Thermal processing heats the product from underneath and from the side walls, resulting in fast cooking times and the retention of colour and flavour.
Minimal water is used for cooking which means nutrients are not drained with the water at the end.
The food is packaged in a soft pouch that has a shelf life of 100 days.
The pouch can be heated and the food served directly from it.
Food safety is ensured by pasteurising the product, as opposed to adding artificial preservatives and stabilisers.
Boost Foods maintains its labour-intensive cooking procedure still allows it to produce high volumes of product, but says it involves working harder for longer.
“Taking a manual approach as opposed to a mechanical may be more labour intensive but it’s also essential in ensuring the end product satisfies high nutritional and taste standards,” McEwan said.
Organic baby food company, Organic Bubs, also utilises conventional, manual processing methods to ensure its products boast high nutritional and safety standards.
The manual handling of the product and use of smaller, less industrial equipment allows the company to exercise control over the cooking temperature, as well as the taste and appearance of the product.
“We know there is sophisticated, industrial equipment on the market but we have a philosophy that if the equipment interferes with our quality standards then we will continue to do it by hand, despite the labour involved,” Organics Bubs director Anthony Gauldi said.
The innovative format of the baby food, being snap frozen, is also central to the company’s focus on nutrition and safety.
Having started manufacturing in May this year, Organic Bubs is currently the only company in Australia offering snap-frozen meals.
Frozen ready meals in the adult food category have been around for years, though have been slow to be taken up by Australian manufacturers in the baby food market given the perception by consumers that frozen is not healthy because it is not fresh.
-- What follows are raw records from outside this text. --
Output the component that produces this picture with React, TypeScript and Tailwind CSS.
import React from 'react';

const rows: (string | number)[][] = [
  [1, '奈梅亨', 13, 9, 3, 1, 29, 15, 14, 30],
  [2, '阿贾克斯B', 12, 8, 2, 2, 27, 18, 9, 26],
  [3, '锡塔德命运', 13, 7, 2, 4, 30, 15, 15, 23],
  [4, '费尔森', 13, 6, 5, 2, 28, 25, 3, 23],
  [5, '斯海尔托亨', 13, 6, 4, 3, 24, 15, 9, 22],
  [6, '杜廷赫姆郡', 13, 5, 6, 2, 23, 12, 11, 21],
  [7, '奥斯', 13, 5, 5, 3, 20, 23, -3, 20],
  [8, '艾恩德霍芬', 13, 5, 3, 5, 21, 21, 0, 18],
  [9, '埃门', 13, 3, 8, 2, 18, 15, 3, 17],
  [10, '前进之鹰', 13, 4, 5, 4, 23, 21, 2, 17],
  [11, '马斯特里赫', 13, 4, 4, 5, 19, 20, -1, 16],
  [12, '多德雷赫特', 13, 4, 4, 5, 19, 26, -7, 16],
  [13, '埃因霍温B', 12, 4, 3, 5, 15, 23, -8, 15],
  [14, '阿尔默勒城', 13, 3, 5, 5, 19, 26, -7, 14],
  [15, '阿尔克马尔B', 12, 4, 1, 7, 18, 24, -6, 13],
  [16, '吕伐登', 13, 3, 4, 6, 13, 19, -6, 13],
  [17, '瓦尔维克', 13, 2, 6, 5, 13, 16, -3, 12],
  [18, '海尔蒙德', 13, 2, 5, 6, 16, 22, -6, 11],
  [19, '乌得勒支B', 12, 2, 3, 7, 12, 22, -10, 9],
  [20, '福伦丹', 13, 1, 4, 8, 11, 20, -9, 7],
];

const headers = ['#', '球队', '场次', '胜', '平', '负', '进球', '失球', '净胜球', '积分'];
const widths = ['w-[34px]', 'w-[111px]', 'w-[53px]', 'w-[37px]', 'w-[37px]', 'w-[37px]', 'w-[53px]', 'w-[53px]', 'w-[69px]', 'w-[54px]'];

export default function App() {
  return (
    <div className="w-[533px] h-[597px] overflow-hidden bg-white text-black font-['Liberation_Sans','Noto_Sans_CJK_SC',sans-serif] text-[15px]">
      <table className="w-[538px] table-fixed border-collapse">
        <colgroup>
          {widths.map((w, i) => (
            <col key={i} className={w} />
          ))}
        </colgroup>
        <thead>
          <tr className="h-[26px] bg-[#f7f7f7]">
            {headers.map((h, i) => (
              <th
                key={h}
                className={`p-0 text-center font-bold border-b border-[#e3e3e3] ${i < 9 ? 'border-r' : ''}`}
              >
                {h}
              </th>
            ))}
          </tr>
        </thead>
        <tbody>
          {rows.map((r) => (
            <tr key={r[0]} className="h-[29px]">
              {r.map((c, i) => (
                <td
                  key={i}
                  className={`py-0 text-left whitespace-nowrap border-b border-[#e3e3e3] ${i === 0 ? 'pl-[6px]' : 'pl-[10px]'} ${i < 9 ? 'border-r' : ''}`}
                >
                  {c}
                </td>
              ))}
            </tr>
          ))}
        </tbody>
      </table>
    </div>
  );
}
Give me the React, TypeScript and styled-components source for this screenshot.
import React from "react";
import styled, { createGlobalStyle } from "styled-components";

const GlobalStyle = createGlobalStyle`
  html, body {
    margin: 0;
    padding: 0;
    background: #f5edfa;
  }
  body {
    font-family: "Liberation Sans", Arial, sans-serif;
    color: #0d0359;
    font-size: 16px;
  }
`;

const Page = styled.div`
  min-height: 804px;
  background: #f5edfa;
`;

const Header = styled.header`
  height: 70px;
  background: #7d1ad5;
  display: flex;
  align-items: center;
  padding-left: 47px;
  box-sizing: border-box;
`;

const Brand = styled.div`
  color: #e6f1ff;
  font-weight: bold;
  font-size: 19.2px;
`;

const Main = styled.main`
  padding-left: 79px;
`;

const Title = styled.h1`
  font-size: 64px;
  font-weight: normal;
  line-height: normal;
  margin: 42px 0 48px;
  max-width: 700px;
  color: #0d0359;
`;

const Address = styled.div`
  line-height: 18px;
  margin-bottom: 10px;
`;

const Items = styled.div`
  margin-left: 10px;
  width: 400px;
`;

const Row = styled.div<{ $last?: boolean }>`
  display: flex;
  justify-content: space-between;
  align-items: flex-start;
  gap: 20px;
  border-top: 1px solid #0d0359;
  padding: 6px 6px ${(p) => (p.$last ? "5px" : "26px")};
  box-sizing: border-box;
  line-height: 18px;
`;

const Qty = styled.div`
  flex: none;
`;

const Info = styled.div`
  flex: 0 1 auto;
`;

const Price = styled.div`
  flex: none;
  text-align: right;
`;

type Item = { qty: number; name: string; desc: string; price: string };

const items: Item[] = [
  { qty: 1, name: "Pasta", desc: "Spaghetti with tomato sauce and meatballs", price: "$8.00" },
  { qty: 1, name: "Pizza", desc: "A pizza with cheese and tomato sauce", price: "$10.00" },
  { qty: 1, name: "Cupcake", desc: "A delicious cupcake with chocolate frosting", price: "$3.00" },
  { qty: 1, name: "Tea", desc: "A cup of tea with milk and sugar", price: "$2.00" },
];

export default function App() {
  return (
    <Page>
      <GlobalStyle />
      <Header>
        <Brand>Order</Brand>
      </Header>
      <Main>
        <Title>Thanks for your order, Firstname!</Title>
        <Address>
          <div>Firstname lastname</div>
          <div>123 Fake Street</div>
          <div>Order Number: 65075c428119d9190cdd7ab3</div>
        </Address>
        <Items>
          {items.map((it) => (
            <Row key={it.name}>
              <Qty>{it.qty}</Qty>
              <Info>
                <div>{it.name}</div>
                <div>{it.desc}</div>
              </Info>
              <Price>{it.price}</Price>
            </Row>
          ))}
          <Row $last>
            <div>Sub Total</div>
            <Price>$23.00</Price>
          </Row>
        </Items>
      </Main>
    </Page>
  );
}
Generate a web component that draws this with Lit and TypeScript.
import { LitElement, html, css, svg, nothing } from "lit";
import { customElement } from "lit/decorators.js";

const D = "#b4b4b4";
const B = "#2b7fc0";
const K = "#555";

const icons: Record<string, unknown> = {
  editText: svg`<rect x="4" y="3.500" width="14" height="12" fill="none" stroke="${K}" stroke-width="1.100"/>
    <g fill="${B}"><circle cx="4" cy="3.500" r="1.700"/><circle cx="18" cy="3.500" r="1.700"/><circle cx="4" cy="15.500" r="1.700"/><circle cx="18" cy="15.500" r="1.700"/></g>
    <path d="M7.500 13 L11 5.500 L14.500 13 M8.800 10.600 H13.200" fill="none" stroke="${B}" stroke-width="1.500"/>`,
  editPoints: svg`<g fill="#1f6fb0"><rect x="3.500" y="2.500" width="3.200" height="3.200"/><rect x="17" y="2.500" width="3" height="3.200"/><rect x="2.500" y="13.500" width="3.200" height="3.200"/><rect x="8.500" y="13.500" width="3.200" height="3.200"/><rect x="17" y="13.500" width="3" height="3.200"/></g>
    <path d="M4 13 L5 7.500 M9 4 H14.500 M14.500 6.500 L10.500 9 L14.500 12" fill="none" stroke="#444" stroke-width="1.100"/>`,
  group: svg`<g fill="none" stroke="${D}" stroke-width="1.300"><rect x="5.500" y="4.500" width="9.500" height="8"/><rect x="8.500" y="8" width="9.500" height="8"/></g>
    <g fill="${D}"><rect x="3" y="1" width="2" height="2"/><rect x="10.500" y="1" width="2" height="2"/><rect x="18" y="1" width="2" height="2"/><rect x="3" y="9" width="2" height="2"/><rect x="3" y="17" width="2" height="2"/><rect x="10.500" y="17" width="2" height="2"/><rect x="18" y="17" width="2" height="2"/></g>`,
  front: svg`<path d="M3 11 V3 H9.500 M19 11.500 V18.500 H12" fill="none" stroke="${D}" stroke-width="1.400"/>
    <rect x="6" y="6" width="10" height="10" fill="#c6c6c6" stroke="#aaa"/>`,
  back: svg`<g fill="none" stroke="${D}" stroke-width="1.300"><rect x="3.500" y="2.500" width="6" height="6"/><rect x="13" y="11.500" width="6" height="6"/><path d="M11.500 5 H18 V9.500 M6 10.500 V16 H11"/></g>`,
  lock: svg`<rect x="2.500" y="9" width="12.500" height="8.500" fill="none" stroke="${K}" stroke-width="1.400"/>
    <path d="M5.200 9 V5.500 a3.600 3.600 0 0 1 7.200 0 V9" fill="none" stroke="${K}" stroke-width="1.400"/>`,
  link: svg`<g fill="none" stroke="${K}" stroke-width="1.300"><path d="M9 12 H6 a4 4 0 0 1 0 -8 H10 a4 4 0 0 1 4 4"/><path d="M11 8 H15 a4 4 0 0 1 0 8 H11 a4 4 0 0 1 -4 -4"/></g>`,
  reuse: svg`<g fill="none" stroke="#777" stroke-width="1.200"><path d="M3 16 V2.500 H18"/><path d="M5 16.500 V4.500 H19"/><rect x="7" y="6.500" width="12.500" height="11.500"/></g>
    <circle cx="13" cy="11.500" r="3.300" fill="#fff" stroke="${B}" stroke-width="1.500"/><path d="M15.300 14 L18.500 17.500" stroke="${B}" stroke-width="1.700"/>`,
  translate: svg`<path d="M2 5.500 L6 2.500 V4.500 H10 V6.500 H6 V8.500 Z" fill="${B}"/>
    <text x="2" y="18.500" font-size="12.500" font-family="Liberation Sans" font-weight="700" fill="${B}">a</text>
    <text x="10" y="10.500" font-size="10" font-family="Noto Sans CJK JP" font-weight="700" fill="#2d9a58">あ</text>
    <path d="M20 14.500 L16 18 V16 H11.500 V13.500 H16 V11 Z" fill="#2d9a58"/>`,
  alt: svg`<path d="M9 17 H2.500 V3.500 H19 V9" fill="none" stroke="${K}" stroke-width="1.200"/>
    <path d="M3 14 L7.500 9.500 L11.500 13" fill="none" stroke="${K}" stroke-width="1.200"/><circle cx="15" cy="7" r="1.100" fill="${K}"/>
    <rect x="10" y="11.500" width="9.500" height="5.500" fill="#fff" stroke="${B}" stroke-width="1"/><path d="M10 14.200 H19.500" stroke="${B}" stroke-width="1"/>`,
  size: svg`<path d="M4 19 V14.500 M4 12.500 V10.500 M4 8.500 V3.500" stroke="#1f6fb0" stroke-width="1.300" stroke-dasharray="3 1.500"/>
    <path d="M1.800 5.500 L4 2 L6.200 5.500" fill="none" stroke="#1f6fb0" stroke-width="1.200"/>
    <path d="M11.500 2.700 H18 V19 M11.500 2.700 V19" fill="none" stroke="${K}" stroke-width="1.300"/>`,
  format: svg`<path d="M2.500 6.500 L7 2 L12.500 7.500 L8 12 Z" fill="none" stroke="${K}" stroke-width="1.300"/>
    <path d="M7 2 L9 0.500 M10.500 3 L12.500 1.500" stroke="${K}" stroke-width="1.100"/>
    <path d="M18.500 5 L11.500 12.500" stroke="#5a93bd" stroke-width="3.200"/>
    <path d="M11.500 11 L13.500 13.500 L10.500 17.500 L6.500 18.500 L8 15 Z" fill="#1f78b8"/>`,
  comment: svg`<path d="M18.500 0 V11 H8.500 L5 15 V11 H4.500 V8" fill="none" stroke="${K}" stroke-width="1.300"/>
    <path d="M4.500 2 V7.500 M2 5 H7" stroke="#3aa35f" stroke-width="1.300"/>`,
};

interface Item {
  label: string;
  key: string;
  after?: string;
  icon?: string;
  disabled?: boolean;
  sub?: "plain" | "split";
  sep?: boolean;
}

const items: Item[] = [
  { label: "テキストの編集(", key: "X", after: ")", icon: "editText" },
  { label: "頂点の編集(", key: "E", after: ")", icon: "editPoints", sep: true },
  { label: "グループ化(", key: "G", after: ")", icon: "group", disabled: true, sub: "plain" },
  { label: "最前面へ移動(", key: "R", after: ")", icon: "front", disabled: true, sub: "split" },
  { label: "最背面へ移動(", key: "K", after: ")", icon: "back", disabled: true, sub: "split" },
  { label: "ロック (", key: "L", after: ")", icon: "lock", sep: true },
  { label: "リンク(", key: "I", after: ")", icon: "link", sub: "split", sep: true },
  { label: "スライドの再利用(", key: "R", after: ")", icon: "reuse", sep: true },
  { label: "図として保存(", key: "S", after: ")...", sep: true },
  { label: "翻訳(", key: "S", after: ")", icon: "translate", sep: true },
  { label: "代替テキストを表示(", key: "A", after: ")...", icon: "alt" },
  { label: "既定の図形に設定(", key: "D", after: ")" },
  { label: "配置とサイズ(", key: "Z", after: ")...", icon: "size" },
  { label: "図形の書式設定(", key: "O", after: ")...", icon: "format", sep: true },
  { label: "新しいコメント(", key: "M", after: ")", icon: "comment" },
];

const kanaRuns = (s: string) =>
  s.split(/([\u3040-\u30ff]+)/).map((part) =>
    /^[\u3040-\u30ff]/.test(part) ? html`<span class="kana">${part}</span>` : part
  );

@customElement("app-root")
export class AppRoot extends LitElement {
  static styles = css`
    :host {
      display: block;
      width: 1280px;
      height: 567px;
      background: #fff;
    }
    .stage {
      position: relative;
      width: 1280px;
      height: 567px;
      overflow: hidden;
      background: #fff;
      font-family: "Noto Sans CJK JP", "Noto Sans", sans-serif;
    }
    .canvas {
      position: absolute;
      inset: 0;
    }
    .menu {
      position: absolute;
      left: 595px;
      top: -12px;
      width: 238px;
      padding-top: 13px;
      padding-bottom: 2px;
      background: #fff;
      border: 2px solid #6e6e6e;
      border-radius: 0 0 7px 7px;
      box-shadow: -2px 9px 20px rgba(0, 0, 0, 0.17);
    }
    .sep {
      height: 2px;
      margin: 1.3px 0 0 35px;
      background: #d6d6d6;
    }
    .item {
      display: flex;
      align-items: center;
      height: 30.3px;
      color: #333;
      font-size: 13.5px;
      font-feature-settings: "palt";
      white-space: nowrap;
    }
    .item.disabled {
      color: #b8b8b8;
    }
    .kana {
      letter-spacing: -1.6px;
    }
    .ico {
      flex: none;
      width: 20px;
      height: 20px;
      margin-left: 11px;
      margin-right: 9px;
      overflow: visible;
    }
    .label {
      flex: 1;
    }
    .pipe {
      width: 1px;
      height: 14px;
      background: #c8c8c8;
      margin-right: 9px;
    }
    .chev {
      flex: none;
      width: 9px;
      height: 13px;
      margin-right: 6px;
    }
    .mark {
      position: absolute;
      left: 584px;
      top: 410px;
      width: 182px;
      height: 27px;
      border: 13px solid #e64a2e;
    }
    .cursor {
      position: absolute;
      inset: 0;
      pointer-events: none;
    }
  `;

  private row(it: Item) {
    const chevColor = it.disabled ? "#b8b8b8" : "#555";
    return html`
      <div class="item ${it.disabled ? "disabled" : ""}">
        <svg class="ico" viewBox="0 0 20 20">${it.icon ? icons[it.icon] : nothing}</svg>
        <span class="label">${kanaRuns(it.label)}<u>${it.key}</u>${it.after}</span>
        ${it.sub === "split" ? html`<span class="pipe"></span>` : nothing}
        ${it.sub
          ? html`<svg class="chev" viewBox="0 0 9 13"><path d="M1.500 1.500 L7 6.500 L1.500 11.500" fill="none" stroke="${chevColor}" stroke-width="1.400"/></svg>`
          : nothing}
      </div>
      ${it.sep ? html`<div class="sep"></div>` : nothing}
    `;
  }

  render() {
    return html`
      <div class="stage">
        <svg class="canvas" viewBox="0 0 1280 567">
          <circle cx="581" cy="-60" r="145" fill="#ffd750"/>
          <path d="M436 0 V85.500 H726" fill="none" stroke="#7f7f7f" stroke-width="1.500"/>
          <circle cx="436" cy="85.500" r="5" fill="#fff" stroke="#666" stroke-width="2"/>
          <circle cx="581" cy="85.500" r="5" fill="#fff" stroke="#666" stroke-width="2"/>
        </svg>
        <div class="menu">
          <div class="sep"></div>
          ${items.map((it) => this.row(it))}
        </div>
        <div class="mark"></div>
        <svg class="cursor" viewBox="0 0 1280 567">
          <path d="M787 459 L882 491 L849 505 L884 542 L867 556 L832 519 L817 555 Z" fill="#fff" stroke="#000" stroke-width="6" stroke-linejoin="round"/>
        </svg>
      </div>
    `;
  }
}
Organics Bubs, on the other hand, believe that frozen is better than most fresh processing.
“If you can get fresh produce, process it straight away and blast freeze it, you can preserve the colour of the product, its nutrient content and its shelf life,” Gualdi said.
Blast freezing involves bringing down the temperature of the cooked food rapidly, from approximately 80 degrees to -22 degrees.
After cooking the product in steam injected kettles, the mix is put through a mouli to ensure there are no lumps in the product that the baby will not be able to swallow, and it is then manually scooped into PP5-grade plastic tubs.
One of the main benefits of steam injection cooking is that the product can be cooked at lower temperatures as it is cooked evenly throughout the whole pot and agitates as it goes.
“Making sure the food is not heated to high levels is essential to ensure more nutrients are kept in,” Gualdi said.
This method differs to that used by parents at home, as cooking on a stove involves heating food from the bottom up, but the end result — in terms of the taste, appearance and nutritional quality of the food — is similar due to Organic Bub’s hands-on approach.
Shelf-stable baby food
Heinz Australia, Australia’s leading baby food manufacturer comprising 78.9% of the wet baby food market, says its food recipes and the way they are developed also resemble home-made methods.
The company develops its recipes in 2kg pots which are only moved to 2000kg kettles for production once they have met its taste and nutritional standards.
Heinz employs a batch cooking method using continuous steam injection, with a specific volume of the recipe being cooked before being filled into individual vacuum-sealed glass jars.
A retorting process is then employed to finish the cooking and seal in jars.
Unlike conventional retort cooking, which often involves high-pressure steam to cook the product inside a can or jar and can result in over-cooking, the fact that most of the cooking is done in a kettle before filling results in the retorting process being less severe and helps to retain nutrients.
“Batch cooking ensures a high level of accuracy and control through carefully monitoring recipe preparation as well as ingredients and packaging components,” a Heinz spokesperson said.
The product is sealed in air-tight jars which preserves the product without adding anything artificial and prevents microbial contamination.
If stored in a cool, dry cupboard or pantry, the jarred baby food is shelf stable for at least three years.
The health and wellness trend has lead to new product development at Heinz under its Pure Start program.
Products in this range contain fresh produce, meat and grains, no preservatives, salt, colours or artificial flavours and now include varieties such as organics and vegetarian.
Consumer and retailer demand for less processed, more natural, and yet convenient baby food has resulted in a trend towards simple, conventional processing methods to ensure products retain high levels of nutrition and safety.
The types of baby food on offer will continue to evolve in line with consumer perceptions and tastes, and food manufacturers will continue to search for the best methods of meeting these demands, even if that involves less and less processing.